We see, then, that a great variety of methods for determining time have been considered. Some were mechanical, others astronomical, others optical, while still others appealed to radioactive phenomena. In each case our definitions were such as to confer the maximum of simplicity on our co-ordination of a certain type of phenomena. For instance, if in mechanics and astronomy we had selected at random some arbitrary definition of time, if we had defined as congruent the intervals separating the rising and setting of the sun at all seasons of the year, say for the latitude of New York, our understanding of mechanical phenomena would have been beset with grave difficulties. As measured by these new temporal standards, free bodies would no longer move with constant speeds, but would be subjected to periodic accelerations for which it would appear impossible to ascribe any definite cause, and so on.
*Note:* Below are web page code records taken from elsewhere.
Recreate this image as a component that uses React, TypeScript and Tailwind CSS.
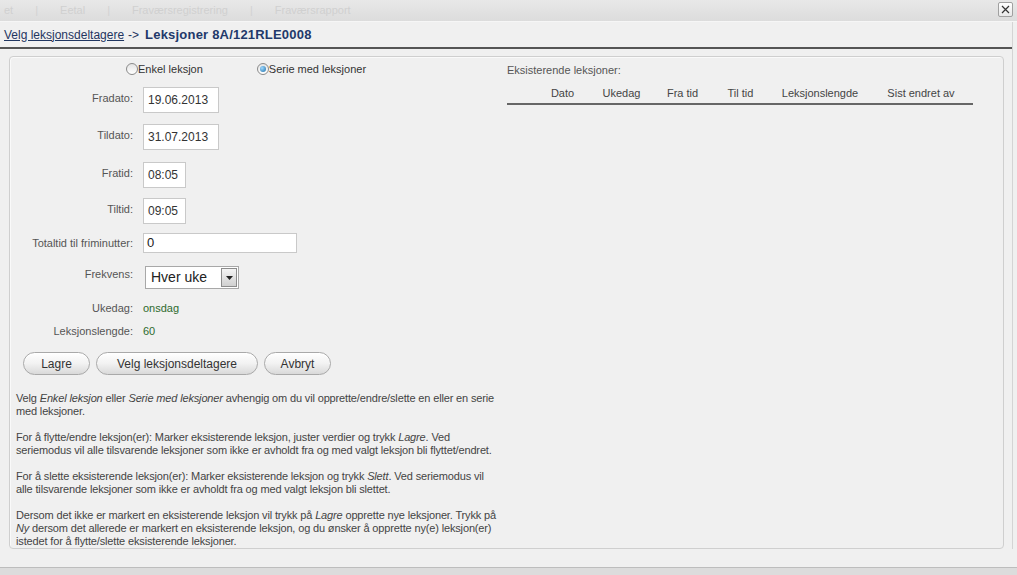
import React from "react";

const F = { fontFamily: '"Liberation Sans", Arial, sans-serif' };

function Radio({ checked }: { checked?: boolean }) {
  return (
    <span className="inline-flex h-[12px] w-[12px] items-center justify-center rounded-full border border-[#8a8a8a] bg-gradient-to-b from-[#e4e4e4] to-[#ffffff]">
      {checked && <span className="h-[6px] w-[6px] rounded-full bg-[radial-gradient(circle_at_35%_35%,#9fd8ff,#1b6fa8)]" />}
    </span>
  );
}

function Label({ children }: { children: React.ReactNode }) {
  return <div className="w-[124px] shrink-0 pr-[1px] text-right text-[11px] text-[#555]">{children}</div>;
}

function Input({ value, w }: { value: string; w: string }) {
  return (
    <div className={`${w} flex h-[26px] items-center border border-[#c9c9c9] bg-white pl-[4px] text-[12px] text-[#333]`}>{value}</div>
  );
}

function Btn({ children, w }: { children: React.ReactNode; w: string }) {
  return (
    <div className={`${w} flex h-[23px] items-center justify-center rounded-full border border-[#a9a9a9] bg-gradient-to-b from-[#ffffff] via-[#f2f2f2] to-[#d9d9d9] text-[12px] text-[#333] shadow-[inset_0_1px_0_#fff]`}>
      {children}
    </div>
  );
}

export default function App() {
  return (
    <div className="relative h-[575px] w-[1017px] overflow-hidden bg-[#f0f0f0]" style={F}>
      {/* top faded tab strip */}
      <div className="flex h-[22px] items-center gap-[22px] border-b border-[#f6f6f6] bg-gradient-to-b from-[#e8e8e8] to-[#dcdcdc] pl-[4px] text-[11px] text-[#d0d0d0]">
        <span>et</span>
        <span className="text-[#d2d2d2]">|</span>
        <span>Eetal</span>
        <span className="text-[#d2d2d2]">|</span>
        <span>Fraværsregistrering</span>
        <span className="text-[#d2d2d2]">|</span>
        <span>Fraværsrapport</span>
      </div>
      <div className="absolute right-[4px] top-[2px] flex h-[15px] w-[15px] items-center justify-center rounded-[2px] border border-[#a0a0a0] bg-gradient-to-b from-white to-[#e8e8e8]">
        <svg width="9" height="9" viewBox="0 0 9 9">
          <path d="M1 1L8 8M8 1L1 8" stroke="#333" strokeWidth="1.2" />
        </svg>
      </div>

      <div className="mr-[4px] border-r border-[#d4d4d4]">
        {/* breadcrumb */}
        <div className="flex h-[27px] items-center border-b-2 border-[#555] pl-[4px] text-[12px]">
          <span className="text-[#1f3560] underline">Velg leksjonsdeltagere</span>
          <span className="ml-[4px] text-[#1f3560]">-&gt;</span>
          <span className="ml-[6px] text-[13px] font-bold tracking-[0.2px] text-[#22396a]">Leksjoner 8A/121RLE0008</span>
        </div>

        {/* panel */}
        <div className="ml-[9px] mr-[8px] mt-[7px] flex h-[493px] rounded-[4px] border border-[#cfcfcf] bg-[#f0f0f0] shadow-[inset_1px_1px_0_#fafafa]">
          {/* left */}
          <div className="w-[497px] shrink-0">
            <div className="mt-[5px] flex h-[14px] items-center text-[11px] text-[#333]">
              <div className="ml-[116px] flex items-center">
                <Radio />
                <span>Enkel leksjon</span>
              </div>
              <div className="ml-[54px] flex items-center">
                <Radio checked />
                <span>Serie med leksjoner</span>
              </div>
            </div>

            <div className="mt-[11px] flex">
              <Label><div className="pt-[3px]">Fradato:</div></Label>
              <div className="ml-[9px]"><Input value="19.06.2013" w="w-[76px]" /></div>
            </div>
            <div className="mt-[11px] flex">
              <Label><div className="pt-[3px]">Tildato:</div></Label>
              <div className="ml-[9px]"><Input value="31.07.2013" w="w-[76px]" /></div>
            </div>
            <div className="mt-[12px] flex">
              <Label><div className="pt-[3px]">Fratid:</div></Label>
              <div className="ml-[9px]"><Input value="08:05" w="w-[43px]" /></div>
            </div>
            <div className="mt-[10px] flex">
              <Label><div className="pt-[3px]">Tiltid:</div></Label>
              <div className="ml-[9px]"><Input value="09:05" w="w-[43px]" /></div>
            </div>
            <div className="mt-[9px] flex">
              <Label><div className="pt-[2px]">Totaltid til friminutter:</div></Label>
              <div className="ml-[9px] flex h-[20px] w-[154px] items-center border border-[#c9c9c9] bg-white pl-[3px] text-[13px] text-[#222]">0</div>
            </div>
            <div className="mt-[13px] flex">
              <Label><div className="pt-[0px]">Frekvens:</div></Label>
              <div className="ml-[11px] flex h-[23px] w-[94px] items-center justify-between border border-[#a8a8a8] bg-white pl-[5px] pr-[1px] text-[14px] text-[#222]">
                <span>Hver uke</span>
                <span className="flex h-[19px] w-[16px] items-center justify-center border border-[#8c8c8c] bg-gradient-to-b from-[#f4f4f4] to-[#d0d0d0]">
                  <svg width="7" height="4" viewBox="0 0 7 4"><path d="M0 0H7L3.5 4Z" fill="#222" /></svg>
                </span>
              </div>
            </div>
            <div className="mt-[11px] flex text-[11px]">
              <Label>Ukedag:</Label>
              <div className="ml-[9px] text-[#2e6b2e]">onsdag</div>
            </div>
            <div className="mt-[6px] flex text-[11px]">
              <Label>Leksjonslengde:</Label>
              <div className="ml-[9px] text-[#2e6b2e]">60</div>
            </div>

            <div className="ml-[13px] mt-[13px] flex gap-[6px]">
              <Btn w="w-[67px]">Lagre</Btn>
              <Btn w="w-[162px]">Velg leksjonsdeltagere</Btn>
              <Btn w="w-[67px]">Avbryt</Btn>
            </div>

            <div className="ml-[6px] mt-[17px] flex flex-col gap-[13px] whitespace-nowrap text-[11px] leading-[13px] tracking-[-0.15px] text-[#444]">
              <p>
                Velg <i>Enkel leksjon</i> eller <i>Serie med leksjoner</i> avhengig om du vil opprette/endre/slette en eller en serie
                <br />
                med leksjoner.
              </p>
              <p>
                For å flytte/endre leksjon(er): Marker eksisterende leksjon, juster verdier og trykk <i>Lagre</i>. Ved
                <br />
                seriemodus vil alle tilsvarende leksjoner som ikke er avholdt fra og med valgt leksjon bli flyttet/endret.
              </p>
              <p>
                For å slette eksisterende leksjon(er): Marker eksisterende leksjon og trykk <i>Slett</i>. Ved seriemodus vil
                <br />
                alle tilsvarende leksjoner som ikke er avholdt fra og med valgt leksjon bli slettet.
              </p>
              <p>
                Dersom det ikke er markert en eksisterende leksjon vil trykk på <i>Lagre</i> opprette nye leksjoner. Trykk på
                <br />
                <i>Ny</i> dersom det allerede er markert en eksisterende leksjon, og du ønsker å opprette ny(e) leksjon(er)
                <br />
                istedet for å flytte/slette eksisterende leksjoner.
              </p>
            </div>
          </div>

          {/* right */}
          <div className="flex-1 pt-[5px] text-[11px] text-[#555]">
            <div className="h-[14px]">Eksisterende leksjoner:</div>
            <div className="mt-[9px] flex w-[466px] border-b-2 border-[#666] pb-[1px] text-center text-[#444]">
              <div className="w-[26px]" />
              <div className="w-[59px]">Dato</div>
              <div className="w-[59px]">Ukedag</div>
              <div className="w-[63px]">Fra tid</div>
              <div className="w-[53px]">Til tid</div>
              <div className="w-[106px]">Leksjonslengde</div>
              <div className="w-[96px]">Sist endret av</div>
            </div>
          </div>
        </div>
      </div>

      {/* bottom strip */}
      <div className="absolute bottom-0 left-0 right-0 h-[8px] border-t border-[#bdbdbd] bg-[#dcdcdc]" />
    </div>
  );
}
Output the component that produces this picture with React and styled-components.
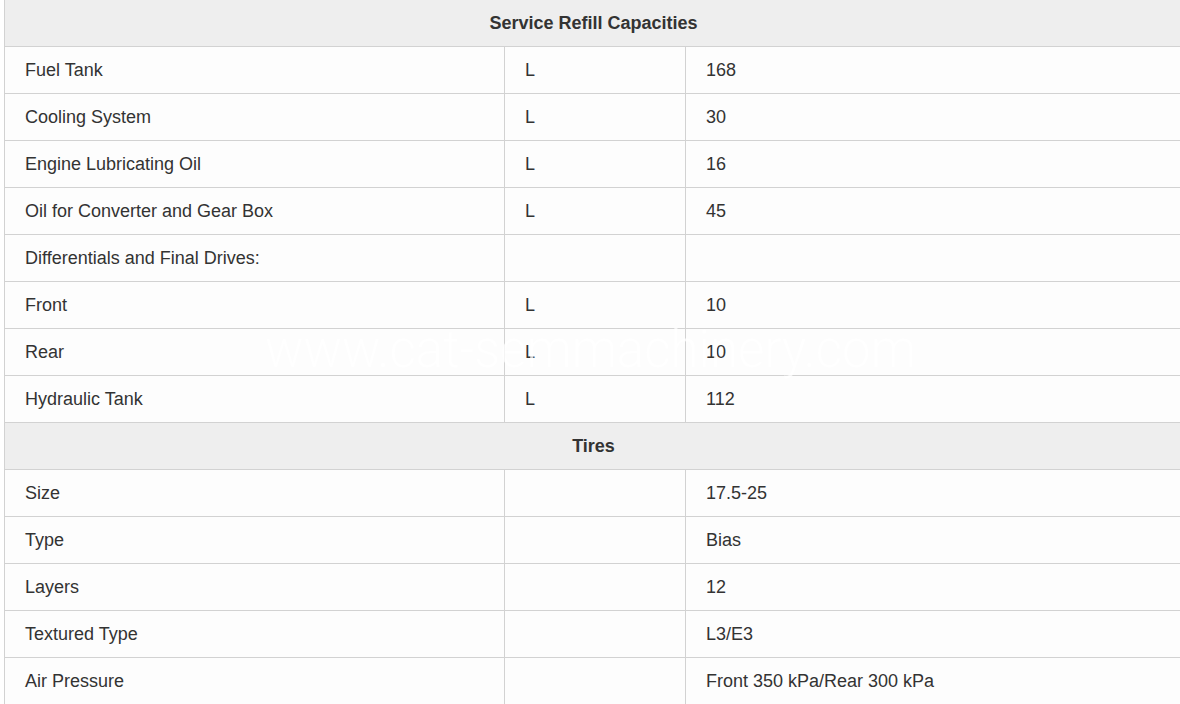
import React from "react";
import styled, { createGlobalStyle } from "styled-components";

const GlobalStyle = createGlobalStyle`
  html, body {
    margin: 0;
    padding: 0;
    background: #ffffff;
    overflow: hidden;
  }
  body {
    font-family: "Liberation Sans", Arial, sans-serif;
    color: #333333;
  }
`;

const Page = styled.div`
  position: relative;
  padding-left: 4px;
  width: 1200px;
`;

const Table = styled.table`
  width: 1179px;
  border-collapse: collapse;
  table-layout: fixed;
  margin-top: -1px;
  font-size: 18px;
  line-height: 20px;
`;

const HeadCell = styled.th`
  height: 46px;
  padding: 0;
  background: #eeeeee;
  border: 1px solid #d2d2d2;
  font-weight: bold;
  text-align: center;
  color: #333333;
`;

const Cell = styled.td`
  height: 46px;
  padding: 0 20px;
  background: #fdfdfd;
  border: 1px solid #d2d2d2;
  color: #333333;
  vertical-align: middle;
`;

const Watermark = styled.div`
  position: absolute;
  left: 265px;
  top: 321px;
  font-family: Roboto, "Open Sans", sans-serif;
  font-weight: 300;
  font-size: 51px;
  line-height: 60px;
  color: rgba(255, 255, 255, 0.75);
  white-space: nowrap;
  pointer-events: none;
`;

const sections = [
  {
    title: "Service Refill Capacities",
    rows: [
      ["Fuel Tank", "L", "168"],
      ["Cooling System", "L", "30"],
      ["Engine Lubricating Oil", "L", "16"],
      ["Oil for Converter and Gear Box", "L", "45"],
      ["Differentials and Final Drives:", "", ""],
      ["Front", "L", "10"],
      ["Rear", "L", "10"],
      ["Hydraulic Tank", "L", "112"],
    ],
  },
  {
    title: "Tires",
    rows: [
      ["Size", "", "17.5-25"],
      ["Type", "", "Bias"],
      ["Layers", "", "12"],
      ["Textured Type", "", "L3/E3"],
      ["Air Pressure", "", "Front 350 kPa/Rear 300 kPa"],
    ],
  },
];

const App = () => {
  return (
    <Page>
      <GlobalStyle />
      <Table>
        <colgroup>
          <col style={{ width: 500 }} />
          <col style={{ width: 181 }} />
          <col />
        </colgroup>
        <tbody>
          {sections.map((section) => (
            <React.Fragment key={section.title}>
              <tr>
                <HeadCell colSpan={3}>{section.title}</HeadCell>
              </tr>
              {section.rows.map((row) => (
                <tr key={row[0]}>
                  <Cell>{row[0]}</Cell>
                  <Cell>{row[1]}</Cell>
                  <Cell>{row[2]}</Cell>
                </tr>
              ))}
            </React.Fragment>
          ))}
        </tbody>
      </Table>
      <Watermark>www.cat-semmachinery.com</Watermark>
    </Page>
  );
};

export default App;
As a result, the law of inertia would have had to be abandoned, and with it the entire doctrine of classical mechanics, together with Newton’s law. Thus a change in our understanding of congruence would entail far-reaching consequences.

Again, in the case of the vibrating atom, had some arbitrary definition of time been accepted, we should have had to assume that the same atom presented the most capricious frequencies. Once more it would have been difficult to ascribe satisfactory causes to these seemingly haphazard fluctuations in frequency; and a simple understanding of the most fundamental optical phenomena would have been well-nigh impossible.